Honest Timeline: Your First (and Futile) Attempt at a Hot Yoga Class
Photo: Yuri_Arcurs (Getty Images)
You’ve reached a low point in life where it’s obvious the spiritual, mental health and physical nature of your being all need serious, simultaneous maintenance. Instead of joining some weird fitness trend, you’ll keep it casual and try yoga. Hey, why not hot yoga? We’ll tell you why the hell not with an honest timeline for your first futile attempts.

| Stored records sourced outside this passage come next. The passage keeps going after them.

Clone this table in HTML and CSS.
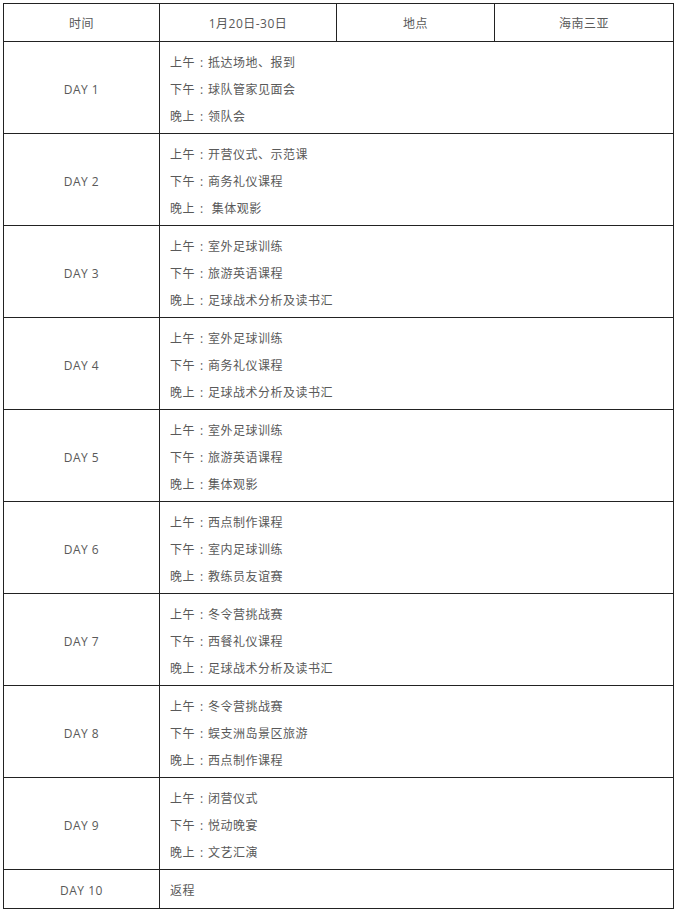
FILE: index.html
```html
<!DOCTYPE html>
<html lang="zh">
<head>
<meta charset="utf-8">
<link rel="stylesheet" href="styles.css">
</head>
<body>
<table class="sched">
  <colgroup>
    <col class="c1"><col class="c2"><col class="c3"><col class="c4">
  </colgroup>
  <tr class="head">
    <td>时间</td><td>1月20日-30日</td><td>地点</td><td>海南三亚</td>
  </tr>
  <tr class="day">
    <td class="d">DAY 1</td>
    <td class="act" colspan="3"><p>上午<span class="cl">:</span>抵达场地、报到</p><p>下午<span class="cl">:</span>球队管家见面会</p><p>晚上<span class="cl">:</span>领队会</p></td>
  </tr>
  <tr class="day">
    <td class="d">DAY 2</td>
    <td class="act" colspan="3"><p>上午<span class="cl">:</span>开营仪式、示范课</p><p>下午<span class="cl">:</span>商务礼仪课程</p><p>晚上<span class="cl">:</span> 集体观影</p></td>
  </tr>
  <tr class="day">
    <td class="d">DAY 3</td>
    <td class="act" colspan="3"><p>上午<span class="cl">:</span>室外足球训练</p><p>下午<span class="cl">:</span>旅游英语课程</p><p>晚上<span class="cl">:</span>足球战术分析及读书汇</p></td>
  </tr>
  <tr class="day">
    <td class="d">DAY 4</td>
    <td class="act" colspan="3"><p>上午<span class="cl">:</span>室外足球训练</p><p>下午<span class="cl">:</span>商务礼仪课程</p><p>晚上<span class="cl">:</span>足球战术分析及读书汇</p></td>
  </tr>
  <tr class="day">
    <td class="d">DAY 5</td>
    <td class="act" colspan="3"><p>上午<span class="cl">:</span>室外足球训练</p><p>下午<span class="cl">:</span>旅游英语课程</p><p>晚上<span class="cl">:</span>集体观影</p></td>
  </tr>
  <tr class="day">
    <td class="d">DAY 6</td>
    <td class="act" colspan="3"><p>上午<span class="cl">:</span>西点制作课程</p><p>下午<span class="cl">:</span>室内足球训练</p><p>晚上<span class="cl">:</span>教练员友谊赛</p></td>
  </tr>
  <tr class="day">
    <td class="d">DAY 7</td>
    <td class="act" colspan="3"><p>上午<span class="cl">:</span>冬令营挑战赛</p><p>下午<span class="cl">:</span>西餐礼仪课程</p><p>晚上<span class="cl">:</span>足球战术分析及读书汇</p></td>
  </tr>
  <tr class="day">
    <td class="d">DAY 8</td>
    <td class="act" colspan="3"><p>上午<span class="cl">:</span>冬令营挑战赛</p><p>下午<span class="cl">:</span>蜈支洲岛景区旅游</p><p>晚上<span class="cl">:</span>西点制作课程</p></td>
  </tr>
  <tr class="day">
    <td class="d">DAY 9</td>
    <td class="act" colspan="3"><p>上午<span class="cl">:</span>闭营仪式</p><p>下午<span class="cl">:</span>悦动晚宴</p><p>晚上<span class="cl">:</span>文艺汇演</p></td>
  </tr>
  <tr class="last">
    <td class="d">DAY 10</td>
    <td class="act" colspan="3"><p>返程</p></td>
  </tr>
</table>
</body>
</html>
```
FILE: styles.css
```css
html, body {
  margin: 0;
  padding: 0;
  background: #ffffff;
}
body {
  padding: 3px;
  font-family: "Open Sans", "Noto Sans CJK SC", sans-serif;
  font-size: 12px;
  letter-spacing: 0.5px;
  color: #595959;
}
.sched {
  border-collapse: collapse;
  table-layout: fixed;
  width: 670px;
}
.c1 { width: 156px; }
.c2 { width: 177px; }
.c3 { width: 158px; }
.c4 { width: 179px; }
.sched td {
  border: 1px solid #222222;
  padding: 0;
  vertical-align: middle;
}
.sched .head td {
  height: 36px;
  padding-top: 1px;
  text-align: center;
}
.sched .day .d {
  height: 88px;
  padding-top: 3px;
}
.sched .last .d {
  height: 36px;
  padding-top: 2px;
}
.d {
  text-align: center;
}
.sched .act {
  padding: 7px 10px 3px 10px;
  text-align: left;
}
.sched .last .act {
  padding: 7px 10px 4px 10px;
}
.act p {
  margin: 0;
  height: 27px;
  line-height: 27px;
  overflow: hidden;
  white-space: nowrap;
}
.cl {
  display: inline-block;
  width: 13px;
  text-align: center;
  letter-spacing: 0;
  line-height: 1;
}
```
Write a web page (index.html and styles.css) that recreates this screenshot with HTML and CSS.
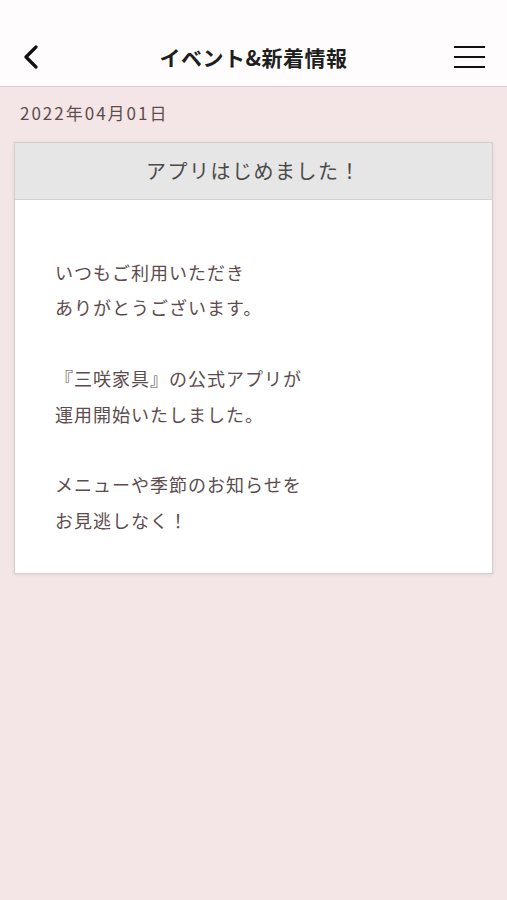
FILE: index.html
```html
<!DOCTYPE html>
<html lang="ja">
<head>
    <meta charset="UTF-8">
    <meta name="viewport" content="width=device-width, initial-scale=1.0">
    <title>イベント&amp;新着情報</title>
    <link rel="stylesheet" href="styles.css">
</head>
<body>
    <header class="header">
        <a class="back-button" href="#">
            <svg width="18" height="24" viewBox="0 0 18 24">
                <path d="M14 2 L4 12 L14 22" fill="none" stroke="#111" stroke-width="3.2" stroke-linecap="round" stroke-linejoin="round"/>
            </svg>
        </a>
        <h1 class="header-title">イベント&amp;新着情報</h1>
        <button class="menu-button">
            <span></span>
            <span></span>
            <span></span>
        </button>
    </header>

    <main class="content">
        <p class="news-date">2022年04月01日</p>
        <article class="news-card">
            <h2 class="news-title">アプリはじめました！</h2>
            <div class="news-body">
                <p>いつもご利用いただき<br>ありがとうございます。</p>
                <p>『三咲家具』の公式アプリが<br>運用開始いたしました。</p>
                <p>メニューや季節のお知らせを<br>お見逃しなく！</p>
            </div>
        </article>
    </main>
</body>
</html>
```

FILE: styles.css
```css
body {
    font-family: "Noto Sans CJK JP", "Noto Sans", sans-serif;
    margin: 0;
    padding: 0;
    min-height: 100vh;
    background-color: #f4e5e6;
    color: #5c4c4e;
}
.header {
    display: flex;
    align-items: center;
    justify-content: space-between;
    height: 58px;
    padding: 28px 22px 0 22px;
    background-color: #fefcfc;
    border-bottom: 1px solid #dccdce;
}
.back-button {
    display: flex;
    width: 31px;
}
.header-title {
    margin: 0;
    font-size: 21px;
    font-weight: bold;
    color: #1e1e1e;
    letter-spacing: 0.5px;
}
.menu-button {
    display: flex;
    flex-direction: column;
    gap: 7.5px;
    width: 31px;
    padding: 0;
    border: none;
    background: none;
}
.menu-button span {
    display: block;
    height: 2.5px;
    background-color: #111;
}
.content {
    padding: 14px 14px 0 14px;
}
.news-date {
    margin: 0 0 17px 6px;
    font-size: 17px;
    line-height: 24px;
    letter-spacing: 2px;
}
.news-card {
    background-color: white;
    border: 1px solid #d3cfcf;
    box-shadow: 0 1px 4px rgba(0,0,0,0.08);
}
.news-title {
    margin: 0;
    height: 56px;
    line-height: 56px;
    text-align: center;
    font-size: 20px;
    font-weight: normal;
    letter-spacing: 1.5px;
    color: #4a4a4a;
    background-color: #e6e6e6;
    border-bottom: 1px solid #d3d3d3;
}
.news-body {
    padding: 55px 40px 35px 40px;
    font-size: 18px;
    line-height: 35.4px;
    letter-spacing: 1px;
}
.news-body p {
    margin: 0 0 35.4px 0;
}
.news-body p:last-child {
    margin-bottom: 0;
}
```
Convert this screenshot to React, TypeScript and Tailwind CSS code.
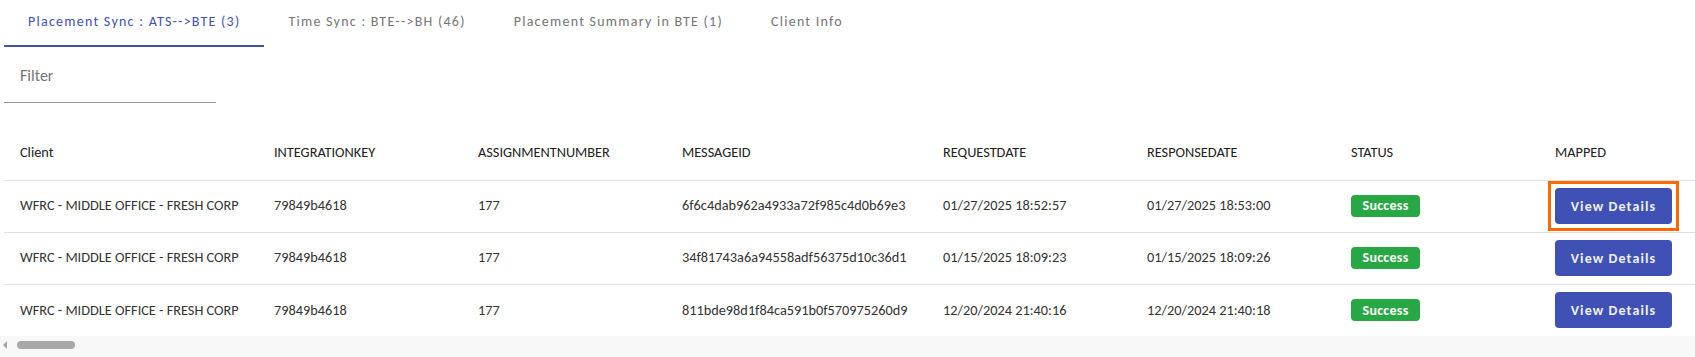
import React from 'react'

const tabs = [
  { label: 'Placement Sync : ATS-->BTE (3)', active: true },
  { label: 'Time Sync : BTE-->BH (46)', active: false },
  { label: 'Placement Summary in BTE (1)', active: false },
  { label: 'Client Info', active: false },
]

const columns = [
  { key: 'client', label: 'Client', w: 'w-[254px]' },
  { key: 'key', label: 'INTEGRATIONKEY', w: 'w-[204px]' },
  { key: 'num', label: 'ASSIGNMENTNUMBER', w: 'w-[204px]' },
  { key: 'msg', label: 'MESSAGEID', w: 'w-[261px]' },
  { key: 'req', label: 'REQUESTDATE', w: 'w-[204px]' },
  { key: 'res', label: 'RESPONSEDATE', w: 'w-[204px]' },
  { key: 'status', label: 'STATUS', w: 'w-[204px]' },
  { key: 'mapped', label: 'MAPPED', w: 'w-[204px]' },
]

const rows = [
  {
    msg: '6f6c4dab962a4933a72f985c4d0b69e3',
    req: '01/27/2025 18:52:57',
    res: '01/27/2025 18:53:00',
    focused: true,
  },
  {
    msg: '34f81743a6a94558adf56375d10c36d1',
    req: '01/15/2025 18:09:23',
    res: '01/15/2025 18:09:26',
    focused: false,
  },
  {
    msg: '811bde98d1f84ca591b0f570975260d9',
    req: '12/20/2024 21:40:16',
    res: '12/20/2024 21:40:18',
    focused: false,
  },
]

export default function App() {
  return (
    <div className="w-[1695px] h-[357px] overflow-hidden bg-white pl-1 font-['Carlito','Lato',sans-serif]">
      {/* Tabs */}
      <div className="flex h-[47px]">
        {tabs.map((t) => (
          <div
            key={t.label}
            className={`px-6 flex items-center text-[14px] tracking-[0.09em] pb-[2px] border-b-2 ${
              t.active ? 'text-[#3f51b5] border-[#3f51b5]' : 'text-[#757575] border-transparent'
            }`}
          >
            {t.label}
          </div>
        ))}
      </div>

      {/* Filter */}
      <div className="w-[212px] h-[56px] border-b border-[#949494] flex items-center pl-4 pt-[2px]">
        <span className="text-[16px] text-[#757575]">Filter</span>
      </div>

      {/* Table */}
      <div className="mt-[20px] overflow-hidden">
        <table className="w-[1800px] table-fixed border-collapse text-[14.3px]">
          <thead>
            <tr className="h-[57px] border-b border-[#e0e0e0]">
              {columns.map((c) => (
                <th key={c.key} className={`${c.w} text-left font-normal text-[#212121] pl-4 pt-[2px]`}>
                  {c.label}
                </th>
              ))}
              <th />
            </tr>
          </thead>
          <tbody className="text-[#333333]">
            {rows.map((r, i) => (
              <tr key={r.msg} className={`h-[52px] ${i < rows.length - 1 ? 'border-b border-[#e0e0e0]' : ''}`}>
                <td className="pl-4">WFRC - MIDDLE OFFICE - FRESH CORP</td>
                <td className="pl-4">79849b4618</td>
                <td className="pl-4">177</td>
                <td className="pl-4">{r.msg}</td>
                <td className="pl-4">{r.req}</td>
                <td className="pl-4">{r.res}</td>
                <td className="pl-4">
                  <span className="inline-flex items-center justify-center w-[69px] h-[22px] -mt-[10px] rounded-[4px] bg-[#28a745] text-white font-bold text-[14px] tracking-[0.02em]">
                    Success
                  </span>
                </td>
                <td className="pl-4">
                  <button className="relative w-[117px] h-[36px] rounded-[4px] bg-[#3f51b5] text-[#eef0fa] font-bold text-[14px] tracking-[0.08em]">
                    View Details
                    {r.focused && (
                      <span className="absolute -inset-[7px] border-[3px] border-[#ff6a00] pointer-events-none" />
                    )}
                  </button>
                </td>
                <td />
              </tr>
            ))}
          </tbody>
        </table>
      </div>

      {/* Horizontal scrollbar */}
      <div className="-ml-1 h-[21px] bg-[#f8f8f8] flex items-start pt-[5px] pl-[3px] gap-[10px]">
        <div className="w-0 h-0 border-y-[4px] border-y-transparent border-r-[4px] border-r-[#a3a3a3]" />
        <div className="w-[58px] h-[8px] rounded-full bg-[#a8a8a8]" />
      </div>
    </div>
  )
}
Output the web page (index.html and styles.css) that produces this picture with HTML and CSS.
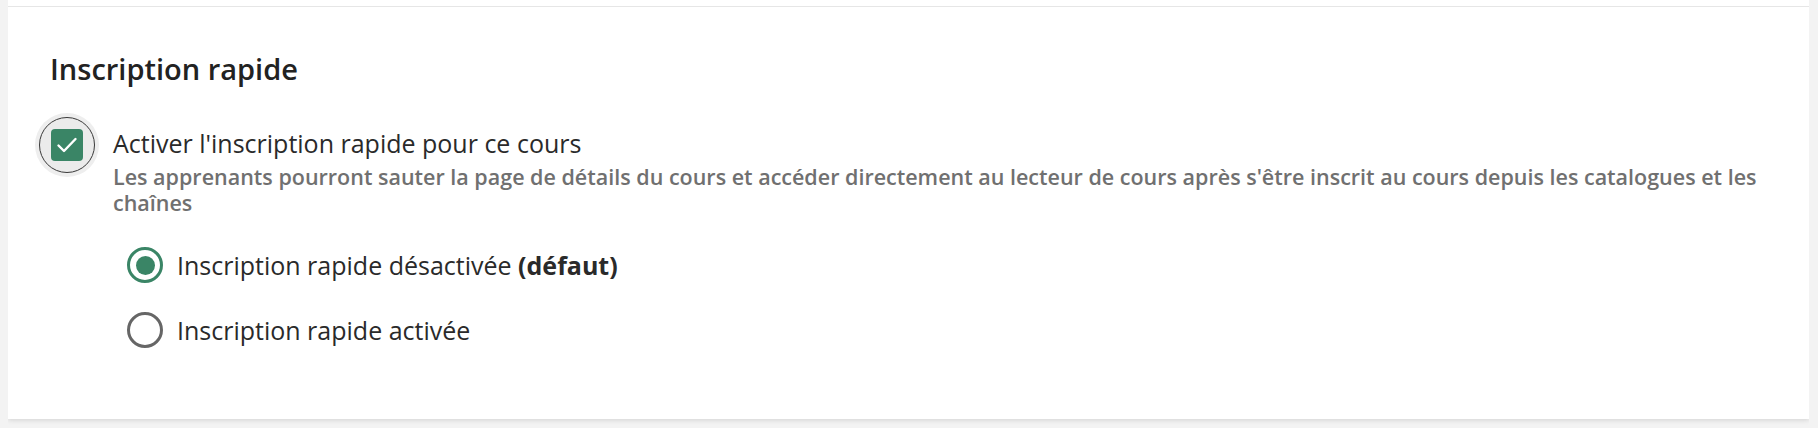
FILE: index.html
```html
<!DOCTYPE html>
<html lang="fr">
<head>
<meta charset="utf-8">
<title>Inscription rapide</title>
<link rel="stylesheet" href="styles.css">
</head>
<body>
<div class="card">
  <div class="card-top"></div>
  <section class="section">
    <h2 class="heading">Inscription rapide</h2>
    <div class="check-row">
      <span class="checkbox" role="checkbox" aria-checked="true">
        <span class="checkbox-box">
          <svg class="check-icon" viewBox="0 0 32 32" width="32" height="32" aria-hidden="true">
            <polyline points="7.5,16.5 13,22 24.5,10" fill="none" stroke="#ffffff" stroke-width="2.4" stroke-linecap="round" stroke-linejoin="round"/>
          </svg>
        </span>
      </span>
      <div class="check-text">
        <div class="check-label">Activer l'inscription rapide pour ce cours</div>
        <div class="check-desc">Les apprenants pourront sauter la page de détails du cours et accéder directement au lecteur de cours après s'être inscrit au cours depuis les catalogues et les chaînes</div>
        <div class="radios">
          <div class="radio-row">
            <span class="radio radio-on"><span class="radio-dot"></span></span>
            <span class="radio-label">Inscription rapide désactivée <b>(défaut)</b></span>
          </div>
          <div class="radio-row">
            <span class="radio"></span>
            <span class="radio-label">Inscription rapide activée</span>
          </div>
        </div>
      </div>
    </div>
  </section>
</div>
</body>
</html>
```
FILE: styles.css
```css
html, body {
  height: 100%;
}
body {
  margin: 0 9px 9px 8px;
  background: #f3f3f3;
  font-family: "Open Sans", "Noto Sans", "Liberation Sans", sans-serif;
  overflow: hidden;
}
.card {
  background: #ffffff;
  height: 419px;
  box-sizing: border-box;
  box-shadow: 0 1px 5px rgba(0, 0, 0, 0.14);
}
.card-top {
  height: 6px;
}
.section {
  border-top: 1px solid #e6e6e6;
  padding: 42px 42px 0 42px;
}
.heading {
  margin: 0;
  font-size: 29px;
  line-height: 40px;
  font-weight: 600;
  color: #222222;
}
.check-row {
  display: flex;
  align-items: flex-start;
  gap: 30px;
  margin-top: 37px;
}
.checkbox {
  position: relative;
  flex: none;
  width: 32px;
  height: 32px;
  margin-top: 3px;
  margin-left: 1px;
}
.checkbox::before {
  content: "";
  position: absolute;
  left: 50%;
  top: 50%;
  width: 54px;
  height: 54px;
  margin: -28px 0 0 -28px;
  border-radius: 50%;
  border: 1px solid #3a3a3a;
  background: #ebebeb;
  box-shadow: 0 0 0 4px #eeeeee;
}
.checkbox-box {
  position: relative;
  width: 32px;
  height: 32px;
  border-radius: 4px;
  background: #3a8566;
  display: flex;
  align-items: center;
  justify-content: center;
}
.check-text {
  flex: 1;
  min-width: 0;
}
.check-label {
  font-size: 25px;
  line-height: 34px;
  color: #2a2a2a;
}
.check-desc {
  margin-top: 4px;
  font-size: 21.5px;
  line-height: 26px;
  font-weight: 600;
  color: #707070;
}
.radios {
  display: flex;
  flex-direction: column;
  gap: 29px;
  margin-top: 31px;
  margin-left: 14px;
}
.radio-row {
  display: flex;
  align-items: center;
  gap: 14px;
  height: 36px;
}
.radio {
  flex: none;
  width: 36px;
  height: 36px;
  box-sizing: border-box;
  border-radius: 50%;
  border: 3.5px solid #666666;
  background: #ffffff;
  display: flex;
  align-items: center;
  justify-content: center;
}
.radio-on {
  border-color: #3a8566;
}
.radio-dot {
  width: 19px;
  height: 19px;
  border-radius: 50%;
  background: #3a8566;
}
.radio-label {
  font-size: 25px;
  line-height: 36px;
  color: #2a2a2a;
}
.radio-label b {
  font-weight: 700;
}
```
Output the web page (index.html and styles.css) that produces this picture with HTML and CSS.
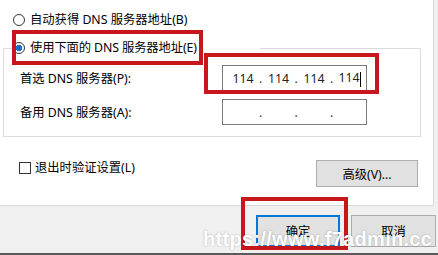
FILE: index.html
```html
<!DOCTYPE html>
<html lang="zh-CN">
<head>
  <meta charset="UTF-8">
  <meta name="viewport" content="width=device-width, initial-scale=1.0">
  <title>DNS 服务器设置</title>
  <link rel="stylesheet" href="styles.css">
</head>
<body>

<div class="dialog">
  <div class="panel">
    <label class="choice choice-first">
      <span class="radio"></span>
      <span>自动获得 DNS 服务器地址(B)</span>
    </label>

    <fieldset class="group">
      <legend class="group-title">
        <span class="choice">
          <span class="radio checked"></span>
          <span>使用下面的 DNS 服务器地址(E)</span>
        </span>
      </legend>
      <div class="group-body">
        <div class="field-row">
          <span class="field-label">首选 DNS 服务器(P):</span>
          <div class="ip-box">
            <span class="octet">114</span><span class="dot">.</span><span class="octet">114</span><span class="dot">.</span><span class="octet">114</span><span class="dot">.</span><span class="octet">114<span class="caret"></span></span>
          </div>
        </div>
        <div class="field-row">
          <span class="field-label">备用 DNS 服务器(A):</span>
          <div class="ip-box">
            <span class="octet"></span><span class="dot">.</span><span class="octet"></span><span class="dot">.</span><span class="octet"></span><span class="dot">.</span><span class="octet"></span>
          </div>
        </div>
      </div>
    </fieldset>

    <div class="options">
      <label class="check-row">
        <span class="checkbox"></span>
        <span>退出时验证设置(L)</span>
      </label>
      <button class="btn btn-advanced">高级(V)...</button>
    </div>
  </div>

  <div class="footer">
    <button class="btn btn-ok">确定</button>
    <button class="btn btn-cancel">取消</button>
  </div>

  <div class="mark mark-radio"></div>
  <div class="mark mark-ip"></div>
  <div class="mark mark-ok"></div>

  <div class="watermark">https://www.f7admin.cc</div>
</div>

</body>
</html>
```

FILE: styles.css
```css
body {
  margin: 0;
  font-family: "Noto Sans", "Noto Sans CJK SC", sans-serif;
  font-size: 12.3px;
  color: #000000;
}
.dialog {
  position: relative;
  width: 438px;
  height: 255px;
  box-sizing: border-box;
  background-color: #f0f0f0;
  border-bottom: 2px solid #5a5a5a;
  overflow: hidden;
}
.panel {
  width: 434px;
  height: 206px;
  box-sizing: border-box;
  padding-top: 12px;
  background-color: #ffffff;
  border-right: 1px solid #d9d9d9;
  border-bottom: 1px solid #d9d9d9;
}
.choice {
  display: flex;
  align-items: center;
  gap: 5px;
  height: 16px;
  line-height: 16px;
  white-space: nowrap;
}
.choice-first {
  margin-left: 13px;
}
.radio {
  width: 12px;
  height: 12px;
  box-sizing: border-box;
  border: 1px solid #333333;
  border-radius: 50%;
  background-color: #ffffff;
  flex: none;
}
.radio.checked {
  background: radial-gradient(circle, #1d6fc6 0 3px, #ffffff 3.6px);
}
.group {
  width: 418px;
  box-sizing: border-box;
  margin: 12px 0 0 3px;
  padding: 0;
  border: 1px solid #dcdcdc;
  min-inline-size: auto;
}
.group-title {
  width: 248px;
  box-sizing: border-box;
  margin-left: 8px;
  padding: 0 0 0 1px;
  background-color: #ffffff;
  letter-spacing: -0.1px;
}
.group-body {
  padding: 9px 0 11px 16px;
}
.field-row {
  display: flex;
  align-items: center;
  height: 26px;
}
.field-row + .field-row {
  margin-top: 8px;
}
.field-label {
  width: 202px;
  white-space: nowrap;
}
.ip-box {
  display: flex;
  align-items: center;
  width: 145px;
  height: 26px;
  box-sizing: border-box;
  padding-left: 6.5px;
  border: 1px solid #7a7a7a;
  background-color: #ffffff;
}
.octet {
  width: 27px;
  text-align: center;
  white-space: nowrap;
  color: #222222;
}
.dot {
  width: 8.5px;
  text-align: center;
  color: #333333;
}
.caret {
  display: inline-block;
  width: 0;
  height: 15px;
  border-left: 1px solid #000000;
  vertical-align: middle;
}
.options {
  display: flex;
  align-items: flex-start;
  margin-top: 23px;
  padding: 0 15px 0 19px;
}
.check-row {
  display: flex;
  align-items: center;
  gap: 4px;
  height: 16px;
  line-height: 16px;
}
.checkbox {
  width: 12px;
  height: 12px;
  box-sizing: border-box;
  border: 1px solid #333333;
  background-color: #ffffff;
}
.btn {
  box-sizing: border-box;
  padding: 0;
  font-family: inherit;
  font-size: 12.3px;
  color: #000000;
  background-color: #e1e1e1;
  border: 1px solid #adadad;
}
.btn-advanced {
  margin-left: auto;
  width: 102px;
  height: 27px;
}
.footer {
  display: flex;
  justify-content: flex-end;
  gap: 11px;
  padding: 9px 2px 0 0;
}
.btn-ok {
  width: 84px;
  height: 32px;
  border: 2px solid #0078d7;
}
.btn-cancel {
  width: 85px;
  height: 32px;
}
.mark {
  position: absolute;
  box-sizing: border-box;
  border: 4px solid #c8161d;
}
.mark-radio {
  left: 12px;
  top: 30px;
  width: 191px;
  height: 35px;
}
.mark-ip {
  left: 204px;
  top: 53px;
  width: 175px;
  height: 41px;
}
.mark-ok {
  left: 241px;
  top: 197px;
  width: 107px;
  height: 53px;
}
.watermark {
  position: absolute;
  left: 203px;
  top: 228px;
  font-family: "Liberation Sans", sans-serif;
  font-size: 20px;
  font-weight: bold;
  letter-spacing: 0.3px;
  color: #ffffff;
  text-shadow: 0 0 2px rgba(0, 0, 0, 0.3);
  white-space: nowrap;
}
```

Not only will you convince yourself you’re on track to pseudo-enlightenment, you’ll sweat more than you knew possible and most likely want to die afterward. Is this the path to enlightenment? Probably not, but before you namaste your way through your first yoga class, here’s what to expect. Now, let’s roll out that yoga mat, assume child’s pose and prepare to be told to “sit this one out.”
Preheating the Mat
Arrive 5 minutes early to something for once, congratulate yourself. Still, you're last to arrive so you get the spot with the obnoxious houseplant hitting you in the face.
5 Minutes In
Easing in with some simple stretches. Yoga is obviously easy, not sure what the big fuss is about. Working up a good lather, though.
10 Minutes In
Starting to warm up fast: "Hey, can somebody open a window in here?"
15 Minutes In
Watching people bend in ways you're not sure are safe. Is this thing almost over? Instructor says "OK, that's it for the warm-up!" Really starting to regret that burrito I had before walking in.
25 Minutes In
I can actually see the beer I drank last night pouring out of my face. Probably should've remembered to bring water.
30 Minutes In
My makeshift beach towel yoga mat is sopping wet. Maybe I'll go it on the hardwood floor.
31 Minutes In
Nope, that's a floor burn that's going to scar for life.
35 Minutes In
In between my blackouts, I hate everyone and everything in this room. Just stole my namaste neighbor's water, she's a deserving bitch for enjoying this.
Instructor asks us to center ourselves, inhale deeply and breathe out our deepest intentions, which is hard with puke on your arms. I'll be cancelling my free trial early.